On this release, they have worked with producer Michael “Elvis” Baskette (Alter Bridge, Falling In Reverse, Incubus). Given this is the fifth release that Myles has done with Baskette it’s not surprising that he has been able to get the best out of the band. From the Press Release that preceded the album’s launch;
SLASH: “Elvis is very conscious about guitar and guitar tones as well as drums, bass and vocals. For me, it is important to work with somebody who is very dialed-into guitar sounds. In this particular day and age it’s a rarity to find someone who really understands guitar sounds. Elvis is an extremely hard-worker. I consider myself a hard worker as well as Myles. He was somebody that, over the course of making the record, gave me an even more of an extra push in some moments. So he brought out the best in me as well as Myles and the drums and everything. He was a pleasure to work with.”
MYLES: “Elvis is brilliant. It’s the fifth record I have had the pleasure of recording with him. His ability to get the best out of a rock band is pretty special. He always seems to be aware of what the fans want to hear from an artist. He did a great job documenting Slash’s tone and sound. I remember the first time I heard the solo for “Battleground”–I was blown away. Elvis captured the sonic hallmarks that made Slash’s playing resonate with me 25 years ago.”

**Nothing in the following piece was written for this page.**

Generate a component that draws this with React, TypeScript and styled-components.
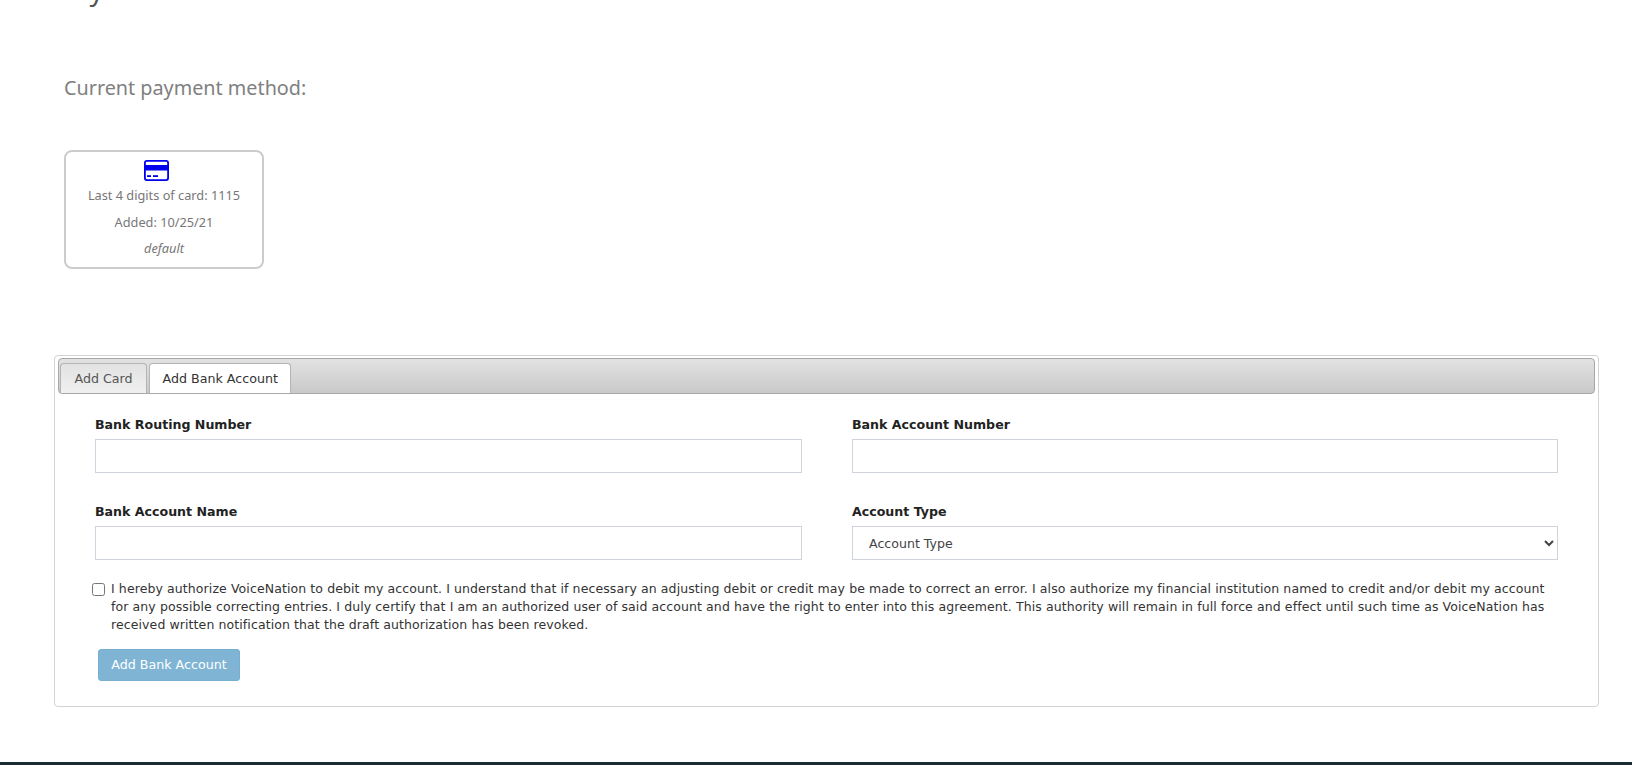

It would be wrong to focus solely on the guitar work on the album as Myles Kennedy has never sounded better than he does here. Even though the day job with Alter Bridge has rewarded us with some excellent releases, the work he does with Slash seems to take him and his voice to another level. On ‘The Dissident‘ every note is pitch perfect and the “woah-oah-oah-oh” in the chorus cannot fail to raise a smile and encourage the dial to be turned up another notch or five. By the time we reach ‘Iris of The Storm’ and ‘Safari Inn’ we are almost 40 minutes into the album and lesser bands may well have stopped there, called it a day and released the material. Not so here as the album clocks in at a staggering 1 hour 17 minutes. Value for money or are there perhaps filler tracks on here that if trimmed would have presented a tighter, more coherent release to the public?
Thankfully, fears can be alleviated as there is nothing on this release even close to filler material. What we are presented with is variety and it’s the variety that keeps us engaged throughout wondering what might come next. With ‘Safari Inn’ we get an instrumental, a bold move in the days where listener patience is usually limited and solos can draw sighs from a crowd during a live show. Yet again however, the instrumental is interesting, grabbing and inclusive. It makes you stop and take note, drawing you ever closer into the track to listen to the small intricacies of Slash’s playing. Before you know it, three and a half minutes have disappeared and Myles voice returns on ‘Shadow Life’ another track that will translate perfectly to the arena stage.
Looking at the latter end of the album, ‘The Unholy‘ showcases how ‘epic’ tracks should be performed, grandiose without being overblown (former colleagues take note please) and ‘Wicked Stone’ instils a sense of fun and energy again when compared to the more sombre aforementioned predecessor. The cowbell and riff brings some swagger to ‘Withered Delilah’ which contains yet another chorus that firmly embeds itself in the brain. Such is the quality of song writing across the album, the title track doesn’t even make an appearance until the end along with album closer ‘30 Years to Life’
The evolution of the band has been an interesting one to behold. From the début album where a collection of riffs and ideas were shared with his best ‘rock’ friends on which Myles contributed to the most tracks, to album number two where a line up was settled upon and an approach that said “let’s see what we can do as a band” to this album number three where everything falls into place. Album number three is an interesting point in history for many bands. Like ‘Slippery When Wet‘ and ‘Pyromania‘ this could be the release that allows the band (and Slash once more) to reach a global audience outside of just the hard rock fraternity. The content might not be as raw and edgy as say ‘Appetite for Destruction‘ but the quality is just as apparent and ‘Appetite..’ sold a few copies in its’ time I am told!
Definitely a contender for album of the year and a view borne out my other opinions out there as well. It may well be fashionable to praise Slash and wax lyrical about how good he is etc.. but the truth of the matter is that this album is fantastic. To produce 17 tracks of this calibre is no mean feat and the adulation being aimed at him, Myles, Brent and Todd is nothing if not deserved.